Altered ecosystems, altered ecological services
Healthy ecosystems provide a full realm of ecological services, but altering ecosystems can change how they function and the services they provide. The alteration may change habitat, such as changing the flow in streams by dams or water withdrawal, changing the timing and duration of water on the floodplain of the Mississippi River, drastic fluctuations in reservoir water levels or draining or isolation of wetlands. Removing or replacing one or more species of plant or animal can disrupt the food web and the flow of energy through the ecosystem. At some point, the ecosystem begins to fail, and ecological services are lost.
Is the loss of a species, such as a snail darter or a pallid sturgeon, only a political weapon or a miner's canary that warns of an ecosystem losing its ability to provide essential ecosystem services?
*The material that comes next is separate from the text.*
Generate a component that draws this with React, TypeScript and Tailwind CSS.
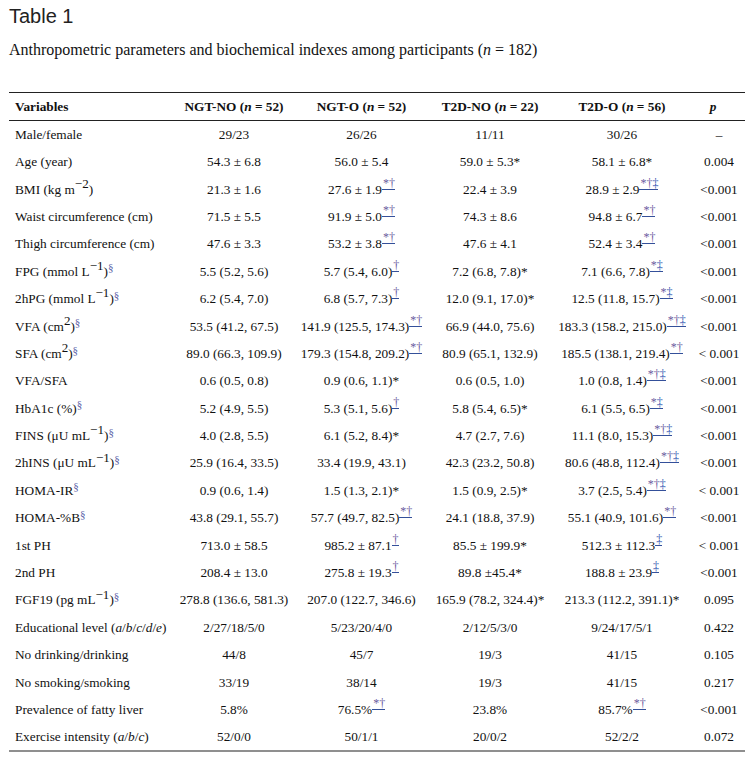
import React from 'react';

type Cell = { v: string; m?: string };
type Row = { label: React.ReactNode; cells: Cell[]; p: string };

// superscript link marks (*, †, ‡) drawn like the journal's underlined footnote links
const Mark: React.FC<{ s: string }> = ({ s }) => (
  <span className="inline-block align-[7px] leading-[12px] text-[12px] border-b border-[#34509a] pl-[1px]">
    {s.split('').map((c, i) => (
      <span key={i} className={c === '‡' ? 'text-[#2f55b0]' : 'text-[#6a5a9e]'}>
        {c}
      </span>
    ))}
  </span>
);

const Unit: React.FC<{ pre: string; exp: string; sect?: boolean }> = ({ pre, exp, sect }) => (
  <>
    {pre}
    <sup className="text-[13px] top-[-0.45em]">{exp}</sup>)
    {sect && <sup className="text-[11px] top-[-0.4em] text-[#5a5fa8]">§</sup>}
  </>
);

const Sect = () => <sup className="text-[11px] top-[-0.4em] text-[#5a5fa8]">§</sup>;

const c = (v: string, m?: string): Cell => ({ v, m });

const rows: Row[] = [
  { label: 'Male/female', cells: [c('29/23'), c('26/26'), c('11/11'), c('30/26')], p: '–' },
  { label: 'Age (year)', cells: [c('54.3 ± 6.8'), c('56.0 ± 5.4'), c('59.0 ± 5.3*'), c('58.1 ± 6.8*')], p: '0.004' },
  { label: <Unit pre="BMI (kg m" exp="−2" />, cells: [c('21.3 ± 1.6'), c('27.6 ± 1.9', '*†'), c('22.4 ± 3.9'), c('28.9 ± 2.9', '*†‡')], p: '<0.001' },
  { label: 'Waist circumference (cm)', cells: [c('71.5 ± 5.5'), c('91.9 ± 5.0', '*†'), c('74.3 ± 8.6'), c('94.8 ± 6.7', '*†')], p: '<0.001' },
  { label: 'Thigh circumference (cm)', cells: [c('47.6 ± 3.3'), c('53.2 ± 3.8', '*†'), c('47.6 ± 4.1'), c('52.4 ± 3.4', '*†')], p: '<0.001' },
  { label: <Unit pre="FPG (mmol L" exp="−1" sect />, cells: [c('5.5 (5.2, 5.6)'), c('5.7 (5.4, 6.0)', '†'), c('7.2 (6.8, 7.8)*'), c('7.1 (6.6, 7.8)', '*‡')], p: '<0.001' },
  { label: <Unit pre="2hPG (mmol L" exp="−1" sect />, cells: [c('6.2 (5.4, 7.0)'), c('6.8 (5.7, 7.3)', '†'), c('12.0 (9.1, 17.0)*'), c('12.5 (11.8, 15.7)', '*‡')], p: '<0.001' },
  { label: <Unit pre="VFA (cm" exp="2" sect />, cells: [c('53.5 (41.2, 67.5)'), c('141.9 (125.5, 174.3)', '*†'), c('66.9 (44.0, 75.6)'), c('183.3 (158.2, 215.0)', '*†‡')], p: '<0.001' },
  { label: <Unit pre="SFA (cm" exp="2" sect />, cells: [c('89.0 (66.3, 109.9)'), c('179.3 (154.8, 209.2)', '*†'), c('80.9 (65.1, 132.9)'), c('185.5 (138.1, 219.4)', '*†')], p: '< 0.001' },
  { label: 'VFA/SFA', cells: [c('0.6 (0.5, 0.8)'), c('0.9 (0.6, 1.1)*'), c('0.6 (0.5, 1.0)'), c('1.0 (0.8, 1.4)', '*†‡')], p: '<0.001' },
  { label: <>HbA1c (%)<Sect /></>, cells: [c('5.2 (4.9, 5.5)'), c('5.3 (5.1, 5.6)', '†'), c('5.8 (5.4, 6.5)*'), c('6.1 (5.5, 6.5)', '*‡')], p: '<0.001' },
  { label: <Unit pre="FINS (μU mL" exp="−1" sect />, cells: [c('4.0 (2.8, 5.5)'), c('6.1 (5.2, 8.4)*'), c('4.7 (2.7, 7.6)'), c('11.1 (8.0, 15.3)', '*†‡')], p: '<0.001' },
  { label: <Unit pre="2hINS (μU mL" exp="−1" sect />, cells: [c('25.9 (16.4, 33.5)'), c('33.4 (19.9, 43.1)'), c('42.3 (23.2, 50.8)'), c('80.6 (48.8, 112.4)', '*†‡')], p: '<0.001' },
  { label: <>HOMA-IR<Sect /></>, cells: [c('0.9 (0.6, 1.4)'), c('1.5 (1.3, 2.1)*'), c('1.5 (0.9, 2.5)*'), c('3.7 (2.5, 5.4)', '*†‡')], p: '< 0.001' },
  { label: <>HOMA-%B<Sect /></>, cells: [c('43.8 (29.1, 55.7)'), c('57.7 (49.7, 82.5)', '*†'), c('24.1 (18.8, 37.9)'), c('55.1 (40.9, 101.6)', '*†')], p: '<0.001' },
  { label: '1st PH', cells: [c('713.0 ± 58.5'), c('985.2 ± 87.1', '†'), c('85.5 ± 199.9*'), c('512.3 ± 112.3', '‡')], p: '< 0.001' },
  { label: '2nd PH', cells: [c('208.4 ± 13.0'), c('275.8 ± 19.3', '†'), c('89.8 ±45.4*'), c('188.8 ± 23.9', '‡')], p: '<0.001' },
  { label: <Unit pre="FGF19 (pg mL" exp="−1" sect />, cells: [c('278.8 (136.6, 581.3)'), c('207.0 (122.7, 346.6)'), c('165.9 (78.2, 324.4)*'), c('213.3 (112.2, 391.1)*')], p: '0.095' },
  { label: <>Educational level (<i>a</i>/<i>b</i>/<i>c</i>/<i>d</i>/<i>e</i>)</>, cells: [c('2/27/18/5/0'), c('5/23/20/4/0'), c('2/12/5/3/0'), c('9/24/17/5/1')], p: '0.422' },
  { label: 'No drinking/drinking', cells: [c('44/8'), c('45/7'), c('19/3'), c('41/15')], p: '0.105' },
  { label: 'No smoking/smoking', cells: [c('33/19'), c('38/14'), c('19/3'), c('41/15')], p: '0.217' },
  { label: 'Prevalence of fatty liver', cells: [c('5.8%'), c('76.5%', '*†'), c('23.8%'), c('85.7%', '*†')], p: '<0.001' },
  { label: <>Exercise intensity (<i>a</i>/<i>b</i>/<i>c</i>)</>, cells: [c('52/0/0'), c('50/1/1'), c('20/0/2'), c('52/2/2')], p: '0.072' },
];

const heads = [
  ['NGT-NO', '52'],
  ['NGT-O', '52'],
  ['T2D-NO', '22'],
  ['T2D-O', '56'],
];

export default function App() {
  return (
    <div className="w-[753px] h-[759px] bg-white pt-[5px] px-[9px] overflow-hidden">
      <h1 className="font-['Liberation_Sans',Arial,sans-serif] text-[20px] leading-[23px] text-[#222]">Table 1</h1>
      <p className="mt-[12px] font-['Liberation_Serif',serif] text-[16px] leading-[20px] text-[#111]">
        Anthropometric parameters and biochemical indexes among participants (<i>n</i> = 182)
      </p>

      <table className="mt-[32px] w-[736px] table-fixed border-collapse font-['Liberation_Serif',serif] text-[13.3px] text-[#111]">
        <colgroup>
          <col className="w-[165px]" />
          <col className="w-[120px]" />
          <col className="w-[135px]" />
          <col className="w-[122px]" />
          <col className="w-[142px]" />
          <col className="w-[52px]" />
        </colgroup>
        <thead>
          <tr className="h-[28px] border-t border-b border-[#222] font-bold leading-[27px]">
            <th className="text-left pl-[6px] font-bold">Variables</th>
            {heads.map(([g, n]) => (
              <th key={g} className="text-center font-bold whitespace-nowrap">
                {g} (<i>n</i> = {n})
              </th>
            ))}
            <th className="text-center font-bold pr-[12px]">
              <i>p</i>
            </th>
          </tr>
        </thead>
        <tbody className="border-b-[2px] border-[#8f8f8f]">
          {rows.map((r, i) => (
            <tr key={i} className="h-[27.4px] leading-[27px]">
              <td className="pl-[6px] whitespace-nowrap">{r.label}</td>
              {r.cells.map((cell, j) => (
                <td key={j} className="text-center whitespace-nowrap">
                  {cell.v}
                  {cell.m && <Mark s={cell.m} />}
                </td>
              ))}
              <td className="text-center whitespace-nowrap">{r.p}</td>
            </tr>
          ))}
        </tbody>
      </table>
    </div>
  );
}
Is the rapid expansion of Asian carp simply because they produce a lot of progeny or could it be that habitat changes have simultaneously created conditions conducive to these fish proliferating while at the same time suppressing predators that potentially could control their numbers?
The evidence is rapidly mounting that activities on the watershed affect processes in the water. Can eroding soils that lead to turbid water and sedimentation directly or indirectly, via changes in the food web, suppress game fish and favor less desirable fish?
If you think about ecological services, you quickly come to the conclusion of how vital they are, not only to anglers, but to all people whether they venture onto the water or not. What we do know about ecological services is that they are the product of healthy ecosystems, and ecosytems are more easily and economically conserved than restored - if restoration is possible.